**Task objective**
Print exactly the lines running from the one that holds "Clone this screenshot" through the one that holds "string; lw?: string;", please, and leave the pictures out.

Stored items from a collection
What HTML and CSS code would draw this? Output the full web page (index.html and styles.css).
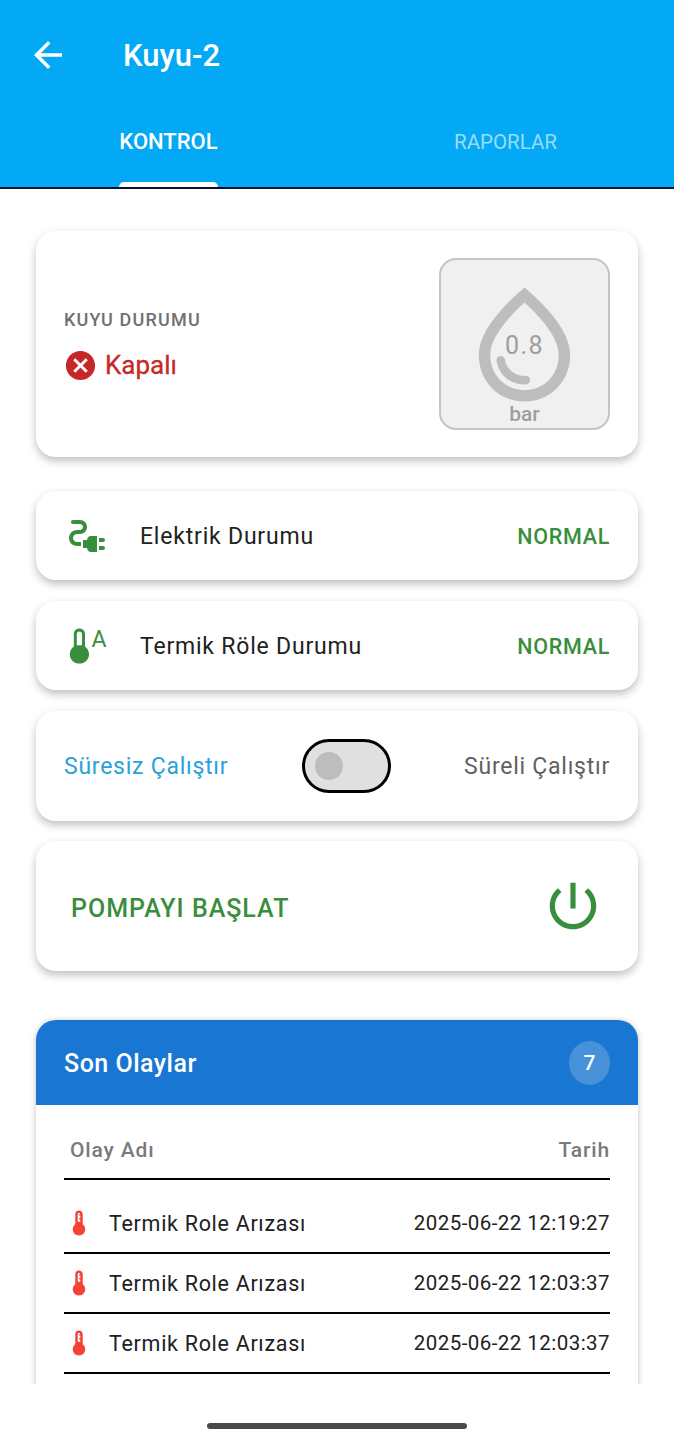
FILE: index.html
```html
<!DOCTYPE html>
<html lang="tr">
<head>
    <meta charset="UTF-8">
    <meta name="viewport" content="width=device-width, initial-scale=1.0">
    <title>Kuyu-2</title>
    <link rel="stylesheet" href="styles.css">
</head>
<body>
    <header class="app-header">
        <div class="top-bar">
            <svg class="back-icon" viewBox="0 0 24 24"><path d="M20 11H7.83l5.59-5.59L12 4l-8 8 8 8 1.41-1.41L7.83 13H20v-2z"/></svg>
            <h1 class="page-title">Kuyu-2</h1>
        </div>
        <nav class="tabs">
            <div class="tab"><span class="tab-label active">KONTROL</span></div>
            <div class="tab"><span class="tab-label">RAPORLAR</span></div>
        </nav>
    </header>

    <main class="content">
        <section class="card status-card">
            <div class="status-info">
                <div class="status-title">KUYU DURUMU</div>
                <div class="status-value">
                    <svg class="cancel-icon" viewBox="0 0 24 24"><path d="M12 2C6.47 2 2 6.47 2 12s4.47 10 10 10 10-4.47 10-10S17.53 2 12 2zm5 13.59L15.59 17 12 13.41 8.41 17 7 15.59 10.59 12 7 8.41 8.41 7 12 10.59 15.59 7 17 8.41 13.41 12 17 15.59z"/></svg>
                    <span>Kapalı</span>
                </div>
            </div>
            <div class="gauge">
                <svg class="drop-icon" viewBox="0 0 24 24"><path d="M12,2c-5.33,4.55-8,8.48-8,11.8c0,4.98,3.8,8.2,8,8.2s8-3.22,8-8.2C20,10.48,17.33,6.55,12,2z M12,20c-3.35,0-6-2.57-6-6.2c0-2.34,1.95-5.44,6-9.14c4.05,3.7,6,6.79,6,9.14C18,17.43,15.35,20,12,20z M7.83,14c.37,0,.67.26.74.62.41,2.22,2.28,2.98,3.64,2.87.43-.02.79.32.79.75,0,.4-.32.73-.72.75-2.13.13-4.62-1.09-5.19-4.12C7.01,14.42,7.37,14,7.83,14z"/></svg>
                <span class="gauge-value">0.8</span>
                <span class="gauge-unit">bar</span>
            </div>
        </section>

        <section class="card info-card first-info">
            <svg class="info-icon" viewBox="0 0 24 24"><path d="M21 14c0-.55-.45-1-1-1h-2v2h2c.55 0 1-.45 1-1zm-1 3h-2v2h2c.55 0 1-.45 1-1s-.45-1-1-1zm-8-3h-2v4h2c0 1.1.9 2 2 2h3v-8h-3c-1.1 0-2 .9-2 2z"/><path d="M5 13c0-1.1.9-2 2-2h1.5c1.93 0 3.5-1.57 3.5-3.5S10.43 4 8.5 4H5c-.55 0-1 .45-1 1s.45 1 1 1h3.5c.83 0 1.5.67 1.5 1.5S9.33 9 8.5 9H7c-2.21 0-4 1.79-4 4s1.79 4 4 4h2v-2H7c-1.1 0-2-.9-2-2z"/></svg>
            <span class="info-label">Elektrik Durumu</span>
            <span class="info-state">NORMAL</span>
        </section>

        <section class="card info-card">
            <svg class="info-icon" viewBox="0 0 24 24"><path fill-rule="evenodd" d="M8.200 3.200C6.600 3.200 5.400 4.400 5.400 6V12.300C4.100 13.200 3.400 14.700 3.400 16.100 3.400 18.700 5.500 20.800 8.200 20.800 10.900 20.800 13 18.700 13 16.100 13 14.700 12.300 13.200 11 12.300V6C11 4.400 9.800 3.200 8.200 3.200zM8.200 4.700C8.900 4.700 9.500 5.300 9.500 6V11.600H6.900V6C6.900 5.300 7.500 4.700 8.200 4.700z"/><text class="thermo-letter" x="14.300" y="12.500">A</text></svg>
            <span class="info-label">Termik Röle Durumu</span>
            <span class="info-state">NORMAL</span>
        </section>

        <section class="card mode-card">
            <span class="mode-active">Süresiz Çalıştır</span>
            <div class="switch"><div class="switch-thumb"></div></div>
            <span class="mode-idle">Süreli Çalıştır</span>
        </section>

        <section class="card pump-card">
            <span class="pump-label">POMPAYI BAŞLAT</span>
            <svg class="power-icon" viewBox="0 0 24 24"><path d="M13 3h-2v10h2V3zm4.830 2.170l-1.420 1.420C17.990 7.860 19 9.810 19 12c0 3.870-3.130 7-7 7s-7-3.130-7-7c0-2.190 1.010-4.140 2.580-5.420L6.170 5.170C4.230 6.820 3 9.260 3 12c0 4.970 4.030 9 9 9s9-4.030 9-9c0-2.740-1.230-5.180-3.170-6.830z"/></svg>
        </section>

        <section class="events-card">
            <div class="events-head">
                <span class="events-title">Son Olaylar</span>
                <span class="events-badge">7</span>
            </div>
            <table class="events-table">
                <thead>
                    <tr>
                        <th class="col-name">Olay Adı</th>
                        <th class="col-date">Tarih</th>
                    </tr>
                </thead>
                <tbody>
                    <tr>
                        <td><div class="event-name"><svg class="event-icon" viewBox="0 0 24 24"><path d="M15 13V5c0-1.660-1.340-3-3-3S9 3.340 9 5v8c-1.210.910-2 2.370-2 4 0 2.760 2.240 5 5 5s5-2.240 5-5c0-1.630-.790-3.090-2-4zm-4-8c0-.550.450-1 1-1s1 .450 1 1h-1v1h1v2h-1v1h1v2h-2V5z"/></svg>Termik Role Arızası</div></td>
                        <td class="col-date">2025-06-22 12:19:27</td>
                    </tr>
                    <tr>
                        <td><div class="event-name"><svg class="event-icon" viewBox="0 0 24 24"><path d="M15 13V5c0-1.660-1.340-3-3-3S9 3.340 9 5v8c-1.210.910-2 2.370-2 4 0 2.760 2.240 5 5 5s5-2.240 5-5c0-1.630-.790-3.090-2-4zm-4-8c0-.550.450-1 1-1s1 .450 1 1h-1v1h1v2h-1v1h1v2h-2V5z"/></svg>Termik Role Arızası</div></td>
                        <td class="col-date">2025-06-22 12:03:37</td>
                    </tr>
                    <tr>
                        <td><div class="event-name"><svg class="event-icon" viewBox="0 0 24 24"><path d="M15 13V5c0-1.660-1.340-3-3-3S9 3.340 9 5v8c-1.210.910-2 2.370-2 4 0 2.760 2.240 5 5 5s5-2.240 5-5c0-1.630-.790-3.090-2-4zm-4-8c0-.550.450-1 1-1s1 .450 1 1h-1v1h1v2h-1v1h1v2h-2V5z"/></svg>Termik Role Arızası</div></td>
                        <td class="col-date">2025-06-22 12:03:37</td>
                    </tr>
                </tbody>
            </table>
        </section>
    </main>

    <footer class="home-area"><div class="home-bar"></div></footer>
</body>
</html>
```

FILE: styles.css
```css
* {
    box-sizing: border-box;
}
body {
    font-family: Roboto, sans-serif;
    margin: 0;
    width: 674px;
    height: 1440px;
    overflow: hidden;
    background: #fff;
}

/* Header */
.app-header {
    background: #03a9f4;
    border-bottom: 2px solid #0a1230;
    height: 189px;
}
.top-bar {
    display: flex;
    align-items: center;
    height: 110px;
    padding-left: 27px;
}
.back-icon {
    width: 42px;
    height: 42px;
    fill: #fff;
}
.page-title {
    margin: 0 0 0 54px;
    font-size: 31px;
    font-weight: 500;
    color: #fff;
}
.tabs {
    display: flex;
    height: 77px;
}
.tab {
    flex: 1;
    display: flex;
    justify-content: center;
}
.tab-label {
    position: relative;
    padding-top: 20px;
    font-size: 20.500px;
    line-height: 24px;
    color: rgba(255, 255, 255, 0.6);
}
.tab-label.active {
    font-size: 22px;
    font-weight: 500;
    color: #fff;
}
.tab-label.active::after {
    content: "";
    position: absolute;
    left: 0;
    right: 0;
    bottom: 0;
    height: 5px;
    background: #fff;
    border-radius: 5px 5px 0 0;
}

/* Content */
.content {
    height: 1195px;
    padding: 42px 36px 0;
    overflow: hidden;
}
.card {
    display: flex;
    align-items: center;
    background: #fff;
    border-radius: 20px;
    box-shadow: 0 4px 8px rgba(0, 0, 0, 0.25);
}
.status-card {
    justify-content: space-between;
    height: 226px;
    padding: 0 28px;
}
.status-info {
    padding-top: 3px;
}
.status-title {
    font-size: 18px;
    font-weight: 500;
    letter-spacing: 1.2px;
    color: #707070;
}
.status-value {
    display: flex;
    align-items: center;
    gap: 7px;
    margin-top: 18px;
    font-size: 26px;
    color: #c62828;
}
.status-value span {
    -webkit-text-stroke: 0.3px #c62828;
}
.cancel-icon {
    width: 35px;
    height: 35px;
    margin-left: -1px;
    fill: #c62828;
}
.gauge {
    position: relative;
    width: 171px;
    height: 172px;
    background: #f0f0f0;
    border: 2px solid #c4c4c4;
    border-radius: 17px;
}
.drop-icon {
    position: absolute;
    top: 16px;
    left: 15px;
    width: 137px;
    height: 137px;
    fill: #bdbdbd;
}
.gauge-value {
    position: absolute;
    top: 71px;
    left: 0;
    right: 0;
    text-align: center;
    font-size: 25px;
    line-height: 30px;
    letter-spacing: 1.5px;
    color: #9e9e9e;
}
.gauge-unit {
    position: absolute;
    top: 142px;
    left: 0;
    right: 0;
    text-align: center;
    font-size: 21px;
    line-height: 24px;
    font-weight: 500;
    color: #9e9e9e;
}

.info-card {
    height: 89px;
    margin-top: 21px;
    padding: 0 28px 0 27px;
}
.first-info {
    margin-top: 34px;
}
.info-icon {
    width: 48px;
    height: 48px;
    fill: #388e3c;
}
.thermo-letter {
    font-family: Roboto, sans-serif;
    font-size: 11.500px;
    fill: #388e3c;
}
.info-label {
    flex: 1;
    margin-left: 29px;
    padding-top: 2px;
    font-size: 23px;
    letter-spacing: 0.8px;
    color: #212121;
}
.info-state {
    padding-top: 2px;
    font-size: 21.500px;
    font-weight: 500;
    letter-spacing: 0.7px;
    color: #388e3c;
}

.mode-card {
    justify-content: space-between;
    height: 110px;
    margin-top: 21px;
    padding: 0 28px;
    font-size: 23px;
    letter-spacing: 0.75px;
}
.mode-active {
    color: #29a3d6;
}
.mode-idle {
    color: #616161;
}
.switch {
    display: flex;
    align-items: center;
    width: 89px;
    height: 54px;
    padding-left: 10px;
    background: #e0e0e0;
    border: 3px solid #000;
    border-radius: 27px;
}
.switch-thumb {
    width: 28px;
    height: 28px;
    background: #bdbdbd;
    border-radius: 50%;
}

.pump-card {
    justify-content: space-between;
    height: 130px;
    margin-top: 20px;
    padding: 0 34px 0 35px;
}
.pump-label {
    padding-top: 5px;
    font-size: 25px;
    font-weight: 500;
    letter-spacing: 1px;
    color: #388e3c;
}
.power-icon {
    width: 62px;
    height: 62px;
    fill: #388e3c;
}

/* Son Olaylar */
.events-card {
    margin-top: 49px;
    height: 500px;
    background: #fff;
    border-radius: 20px;
    box-shadow: 0 1px 6px rgba(0, 0, 0, 0.25);
    overflow: hidden;
}
.events-head {
    display: flex;
    justify-content: space-between;
    align-items: center;
    height: 85px;
    padding: 0 28px;
    background: #1976d2;
    color: #fff;
}
.events-title {
    padding-top: 1px;
    font-size: 25px;
    font-weight: 500;
    letter-spacing: 0.5px;
}
.events-badge {
    display: flex;
    align-items: center;
    justify-content: center;
    width: 41px;
    height: 44px;
    background: rgba(255, 255, 255, 0.2);
    border-radius: 50%;
    font-size: 21px;
    font-weight: 500;
}
.events-table {
    width: 546px;
    margin: 0 28px;
    border-collapse: collapse;
}
.events-table th {
    height: 74px;
    padding: 16px 0 0;
    font-size: 21px;
    font-weight: 500;
    letter-spacing: 0.85px;
    color: #7a7a7a;
    border-bottom: 2px solid #000;
}
.events-table .col-name {
    text-align: left;
    padding-left: 6px;
}
.events-table td {
    height: 60px;
    padding: 0;
    font-size: 20.500px;
    letter-spacing: 0.45px;
    color: #212121;
    border-bottom: 2px solid #000;
}
.events-table tbody tr:first-child td {
    height: 74px;
    padding-top: 14px;
}
.events-table .col-date {
    text-align: right;
}
.event-name {
    display: flex;
    align-items: center;
    gap: 15px;
    font-size: 21.500px;
    letter-spacing: 0.7px;
}
.event-icon {
    width: 30px;
    height: 30px;
    fill: #f44336;
}

/* Alt bar */
.home-area {
    display: flex;
    justify-content: center;
    padding-top: 39px;
}
.home-bar {
    width: 260px;
    height: 6px;
    background: #4a4a4a;
    border-radius: 3px;
}
```
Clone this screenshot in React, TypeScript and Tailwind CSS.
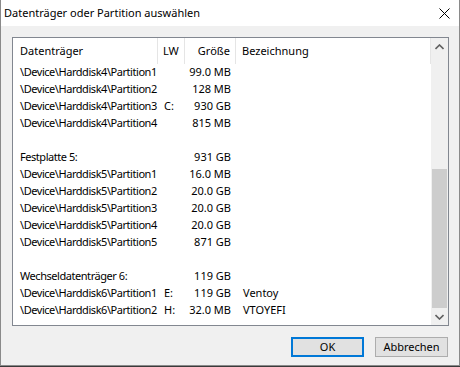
import React from 'react';

type Row = { name: string; lw?: string; size?: string; label?: string } | null;

const rows: Row[] = [
  { name: '\\Device\\Harddisk4\\Partition1', size: '99.0 MB' },
  { name: '\\Device\\Harddisk4\\Partition2', size: '128 MB' },
  { name: '\\Device\\Harddisk4\\Partition3', lw: 'C:', size: '930 GB' },
  { name: '\\Device\\Harddisk4\\Partition4', size: '815 MB' },
  null,
  { name: 'Festplatte 5:', size: '931 GB' },
  { name: '\\Device\\Harddisk5\\Partition1', size: '16.0 MB' },
  { name: '\\Device\\Harddisk5\\Partition2', size: '20.0 GB' },
  { name: '\\Device\\Harddisk5\\Partition3', size: '20.0 GB' },
  { name: '\\Device\\Harddisk5\\Partition4', size: '20.0 GB' },
  { name: '\\Device\\Harddisk5\\Partition5', size: '871 GB' },
  null,
  { name: 'Wechseldatenträger 6:', size: '119 GB' },
  { name: '\\Device\\Harddisk6\\Partition1', lw: 'E:', size: '119 GB', label: 'Ventoy' },
  { name: '\\Device\\Harddisk6\\Partition2', lw: 'H:', size: '32.0 MB', label: 'VTOYEFI' },
];

function Chevron({ down }: { down?: boolean }) {
  return (
    <svg width="9" height="6" viewBox="0 0 9 6" className={down ? 'rotate-180' : ''}>
      <path d="M0.5 5 L4.5 1 L8.5 5" fill="none" stroke="#606060" strokeWidth="1.6" />
    </svg>
  );
}

export default function App() {
  return (
    <div className="w-[460px] h-[367px] bg-[#3a3a3a] text-[11px] text-black font-['Noto_Sans',sans-serif] overflow-hidden">
      <div className="h-[366px] flex flex-col border-x border-b border-[#8a8a8a] bg-[#f0f0f0]">
        {/* title bar */}
        <div className="h-[26px] shrink-0 bg-white flex items-center justify-between pl-[3px] pr-[9px]">
          <span className="text-[11px]">Datenträger oder Partition auswählen</span>
          <svg width="11" height="11" viewBox="0 0 11 11">
            <path d="M0.5 0.5 L10.5 10.5 M10.5 0.5 L0.5 10.5" stroke="#000" strokeWidth="1" />
          </svg>
        </div>

        {/* list box */}
        <div className="mt-[11px] ml-[11px] w-[437px] h-[289px] border border-[#828790] bg-white flex">
          <div className="flex-1 flex flex-col">
            <div className="h-[26px] flex items-center">
              <div className="w-[145px] h-full pl-[7px] flex items-center border-r border-[#e5e5e5]">Datenträger</div>
              <div className="w-[27px] h-full pl-[5px] flex items-center border-r border-[#e5e5e5]">LW</div>
              <div className="w-[51px] h-full pr-[5px] flex items-center justify-end border-r border-[#e5e5e5]">Größe</div>
              <div className="flex-1 h-full pl-[6px] flex items-center border-r border-[#e5e5e5]">Bezeichnung</div>
            </div>
            <div className="flex flex-col">
              {rows.map((r, i) => (
                <div key={i} className="h-[17px] flex items-center whitespace-nowrap">
                  {r && (
                    <>
                      <div className="w-[145px] pl-[7px] tracking-[-0.45px]">{r.name}</div>
                      <div className="w-[27px] pl-[6px]">{r.lw}</div>
                      <div className="w-[51px] pr-[5px] text-right">{r.size}</div>
                      <div className="flex-1 pl-[7px]">{r.label}</div>
                    </>
                  )}
                </div>
              ))}
            </div>
          </div>
          {/* scrollbar */}
          <div className="w-[17px] bg-[#f0f0f0] flex flex-col">
            <div className="h-[17px] flex items-center justify-center">
              <Chevron />
            </div>
            <div className="flex-1 flex flex-col justify-end px-[1px]">
              <div className="h-[139px] bg-[#cdcdcd]" />
            </div>
            <div className="h-[17px] flex items-center justify-center">
              <Chevron down />
            </div>
          </div>
        </div>

        {/* buttons */}
        <div className="mt-[11px] flex justify-end gap-[11px] pr-[11px]">
          <button className="w-[73px] h-[20px] bg-[#e1e1e1] border-2 border-[#0078d7] flex items-center justify-center">OK</button>
          <button className="w-[73px] h-[20px] bg-[#e1e1e1] border border-[#adadad] flex items-center justify-center">Abbrechen</button>
        </div>
      </div>
    </div>
  );
}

**Exercise output**
Clone this screenshot in React, TypeScript and Tailwind CSS.
import React from 'react';

type Row = { name: string; lw?: string; size?: string; label?: string } | null;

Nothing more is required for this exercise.